Ülkenin çok önemli bir turizm işletmesinin başında yabancı ülkelerden gelen mafya tipli insanlar, dolandırıcılar, karanlık tipler, tuhaf insanlar musallat olmuş. Babaları şüpheli şekilde ölen evlatlar da bunlara karşı mücadele etmeye çalışıyor. Görünen tablo bu.
Haklarını alamamışlar, paralarını alamamışlar, zorla çökmüşler otellerine… Bunlar iddia, gerçeği yargı söylemeli bize. Ama henüz söylemedi.
Çok çaresiz gördüm bu insanları. İşte bu hal, Anadolu’da “memleketin sahibi yok” sözünü gündeme getirir.
ORTAMDAKİ KARGAŞA VE BELİRSİZLİK
Bununla da kalmıyor tabii ortalıktaki tartışmalar.
Suç örgütünden para alan siyasetçi, karanlık ilişkilere giren devlet görevlileri, suç örgütü liderinden promosyon alan parti, suçlular arasında aracı olan gazeteciler…
İddialar korkunç ve nedense yalanlanmıyor, davalar açılmıyor, en yüksek perdeden tepkiler gösterilmiyor.
Bu iddiaların bir tanesi bile muhalefet partilerinin başına gelse, ortalığı kasıp kavuracak bir kısım medya susuyor, görmezden geliyor.
Bunlara ek olarak, şiddete maruz kalan kadınlar, bir türlü yakalanmayan kripto hırsızların dolandırdığı binlerce insan, intihar eden esnaf, fakirlikten sokaklarda kağıt toplayan insanlar…. Devletin şefkatli kollarını göremiyorlar yanlarında.
VATANDAŞINA SAHİP ÇIKACAK OLAN DEVLETTİR
Vatandaşına sahip çıkacak olan devlettir. Onu koruyacak, derdine derman olacak, hakkını teslim edecek, onu güven ve refah içinde yaşatacak…

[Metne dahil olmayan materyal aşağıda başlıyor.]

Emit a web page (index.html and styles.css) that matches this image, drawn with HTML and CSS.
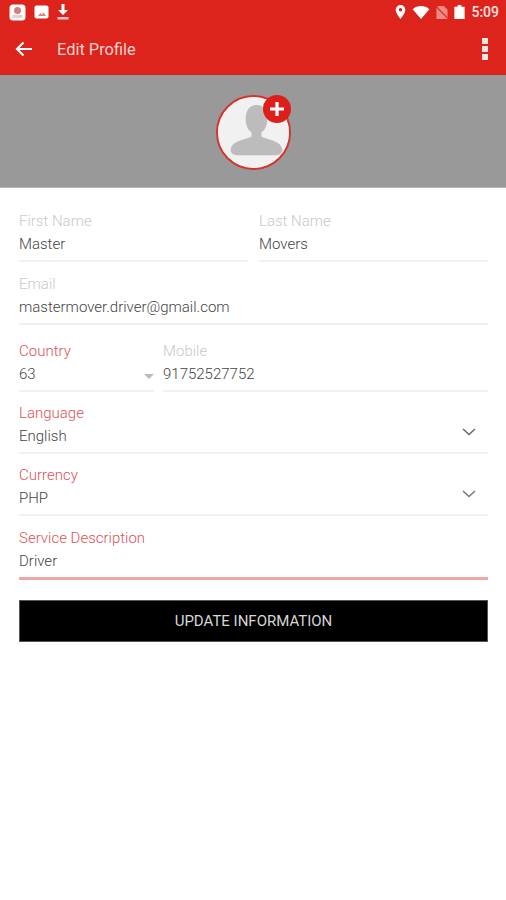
FILE: index.html
```html
<!DOCTYPE html>
<html lang="en">
<head>
  <meta charset="UTF-8" />
  <title>Edit Profile</title>
  <link rel="stylesheet" href="styles.css">
</head>
<body>
  <div class="header">
    <!-- Status bar -->
    <div class="status-bar">
      <div class="status-group">
        <svg class="ic" width="17" height="17" viewBox="0 0 17 17"><rect x="0.5" y="0.5" width="16" height="16" rx="3.5" fill="#fff"/><circle cx="8.500" cy="6.500" r="3.500" fill="#d77c80"/><rect x="3.500" y="11" width="10" height="3" fill="#eccdcf"/></svg>
        <svg class="ic" width="15" height="14" viewBox="0 0 15 14"><rect x="0.5" y="0.5" width="14" height="13" rx="2" fill="#fff"/><path d="M4 11l2.500-3 1.500 1.500 1.500-2 2.500 3.500z" fill="#d9827f"/></svg>
        <svg class="ic" width="12" height="16" viewBox="0 0 12 16"><path d="M4.500 0h3v6H11L6 11 1 6h3.500z" fill="#fff"/><rect x="0.500" y="13" width="11" height="2.500" fill="#f7c9c6"/></svg>
      </div>
      <div class="status-group right">
        <svg class="ic" width="11" height="14" viewBox="0 0 12 16"><path fill-rule="evenodd" d="M6 0a5.500 5.500 0 0 1 5.500 5.500C11.500 9.500 6 16 6 16S.5 9.500.5 5.500A5.500 5.500 0 0 1 6 0zm0 3.500a2 2 0 1 0 0 4 2 2 0 0 0 0-4z" fill="#fff"/></svg>
        <svg class="ic" width="18" height="13" viewBox="0 0 18 14"><path d="M0 3.500C5-1 13-1 18 3.500L9 14z" fill="#fff"/></svg>
        <svg class="ic sim" width="12" height="13" viewBox="0 0 12 14"><path d="M2 0h6l4 4v10H0V2z" fill="#ee8a84"/><path d="M0 1l12 12" stroke="#dc241c" stroke-width="1.200"/></svg>
        <svg class="ic" width="11" height="14" viewBox="0 0 11 15"><path d="M3.500 0h4v2H11v13H0V2h3.500z" fill="#fff"/></svg>
        <span class="clock">5:09</span>
      </div>
    </div>
    <!-- Toolbar -->
    <div class="toolbar">
      <svg class="back" width="18" height="16" viewBox="0 0 18 16"><path d="M17 8H2.500M8.500 1.500L2 8l6.500 6.500" fill="none" stroke="#fff" stroke-width="2.200"/></svg>
      <span class="title">Edit Profile</span>
      <div class="menu"><i></i><i></i><i></i></div>
    </div>
  </div>

  <div class="banner">
    <div class="avatar">
      <svg width="71" height="71" viewBox="0 0 72 72">
        <circle cx="36" cy="36" r="36" fill="#f1f1f1"/>
        <path d="M39 8c-7 0-11 6-11 14 0 6 2 11 6 14v4c-5 3-19 4-21 12-1 4 2 7 6 7h40c4 0 7-3 6-7-2-8-16-9-21-12v-4c4-3 6-8 6-14 0-8-4-14-11-14z" fill="#bcbcbc"/>
      </svg>
      <span class="plus">
        <svg width="16" height="16" viewBox="0 0 16 16"><path d="M8 1v14M1 8h14" stroke="#fff" stroke-width="3.200"/></svg>
      </span>
    </div>
  </div>

  <form class="form">
    <div class="row">
      <div class="field grow">
        <label>First Name</label>
        <div class="value">Master</div>
      </div>
      <div class="field grow">
        <label>Last Name</label>
        <div class="value">Movers</div>
      </div>
    </div>
    <div class="field">
      <label>Email</label>
      <div class="value">mastermover.driver@gmail.com</div>
    </div>
    <div class="row tight phone-row">
      <div class="field country">
        <label class="red">Country</label>
        <div class="value spread">63<span class="caret"></span></div>
      </div>
      <div class="field grow">
        <label>Mobile</label>
        <div class="value">91752527752</div>
      </div>
    </div>
    <div class="field pull-up">
      <label class="red">Language</label>
      <div class="value spread">English
        <svg class="chev" width="14" height="8" viewBox="0 0 14 8"><path d="M1 1l6 5.500L13 1" fill="none" stroke="#666" stroke-width="1.500"/></svg>
      </div>
    </div>
    <div class="field pull-up">
      <label class="red">Currency</label>
      <div class="value spread">PHP
        <svg class="chev" width="14" height="8" viewBox="0 0 14 8"><path d="M1 1l6 5.500L13 1" fill="none" stroke="#777" stroke-width="1.500"/></svg>
      </div>
    </div>
    <div class="field focused">
      <label class="red">Service Description</label>
      <div class="value">Driver</div>
    </div>
    <button class="submit" type="button">UPDATE INFORMATION</button>
  </form>
</body>
</html>
```

FILE: styles.css
```css
/* Reset */
* {
  margin: 0; padding: 0; box-sizing: border-box;
}
html, body {
  height: 100%;
  background: #fff;
  font-family: Roboto, "Liberation Sans", sans-serif;
  overflow: hidden;
}

/* Header */
.header {
  background: #dc241c;
  height: 75px;
  border-bottom: 1px solid #c9261e;
}
.status-bar {
  height: 27px;
  display: flex;
  justify-content: space-between;
  align-items: center;
  padding: 0 7px 3px 9px;
}
.status-group {
  display: flex;
  align-items: center;
  gap: 8px;
}
.status-group.right {
  gap: 6px;
}
.clock {
  color: #fce4e2;
  font-size: 14px;
  font-weight: 500;
}
.toolbar {
  height: 47px;
  display: flex;
  align-items: center;
  padding: 0 18px 3px 15px;
}
.back {
  margin-right: 24px;
}
.title {
  color: #f9d2cf;
  font-size: 16.400px;
  flex: 1;
}
.menu {
  display: flex;
  flex-direction: column;
  gap: 2px;
}
.menu i {
  display: block;
  width: 6px;
  height: 6px;
  background: #fbe3e1;
}

/* Banner with avatar */
.banner {
  height: 113px;
  background: #999;
  border-bottom: 1px solid #b5b5b5;
  display: flex;
  justify-content: center;
  padding-top: 20px;
}
.avatar {
  position: relative;
  width: 75px;
  height: 75px;
  border: 2px solid #d8322b;
  border-radius: 50%;
  background: #f1f1f1;
}
.avatar > svg {
  display: block;
  border-radius: 50%;
}
.plus {
  position: absolute;
  top: -2px;
  right: -2px;
  width: 28px;
  height: 28px;
  border-radius: 50%;
  background: #dc1f1a;
  display: flex;
  align-items: center;
  justify-content: center;
}

/* Form */
.form {
  padding: 24px 18px 0 19px;
  display: flex;
  flex-direction: column;
  gap: 13px;
}
.row {
  display: flex;
  gap: 11px;
}
.row.tight {
  gap: 9px;
}
.phone-row {
  margin-top: 4px;
}
.pull-up {
  margin-top: -1px;
}
.grow {
  flex: 1;
}
.country {
  width: 135px;
}
.field {
  border-bottom: 2px solid #f0f0f0;
  height: 50px;
}
.field label {
  display: block;
  height: 18px;
  line-height: 18px;
  font-size: 15px;
  font-weight: 300;
  color: #c8c8c8;
}
.field label.red {
  color: #dc5257;
}
.value {
  margin-top: 5px;
  height: 18px;
  line-height: 18px;
  font-size: 15px;
  font-weight: 300;
  color: #444;
}
.spread {
  display: flex;
  justify-content: space-between;
  align-items: center;
}
.chev {
  margin: -9px 12px 0 0;
}
.caret {
  width: 0;
  height: 0;
  border-left: 5px solid transparent;
  border-right: 5px solid transparent;
  border-top: 5px solid #bbb;
  margin-top: 4px;
}
.focused {
  border-bottom: 3px solid #efa6a6;
  height: 51px;
}
.submit {
  margin-top: 7px;
  height: 42px;
  border: 1px solid #555;
  background: #000;
  color: #d6d6d6;
  font-family: inherit;
  font-size: 15px;
  font-weight: 400;
}
```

Otelinin zorla elinden alındığı söyleyen insanların adalet arayışı, şiddete, tacize maruz kalan kadının hak arayışı, fakirin ekmek arayışı, garibanın sığınacak liman arayışı, vergilerinin haksız yere kredi verildiğini düşünen vatandaşın hukuk arayışı, ülkede dirlik ve düzen isteyenlerin huzur arayışı, devletin karşılık vereceği arayışlardır.
İşte bunlar sağlanmadı mı, “sahipsizlik” duygusu artar.
O zaman insanlar kendilerine sahip çıkacak başka bir merci ararlar. Mafya böyle ortaya çıkar, illegal yapılar böyle ortaya çıkar, merdiven altı organizasyonlar böyle oluşur.
O nedenle insanlar bu duygularını kaybetmeden, devleti yönetenlerin kimsenin sahipsiz olmadığını, yargının, hukukun ve güvenliğin sağlandığını herkese hissettirmesi gerekir.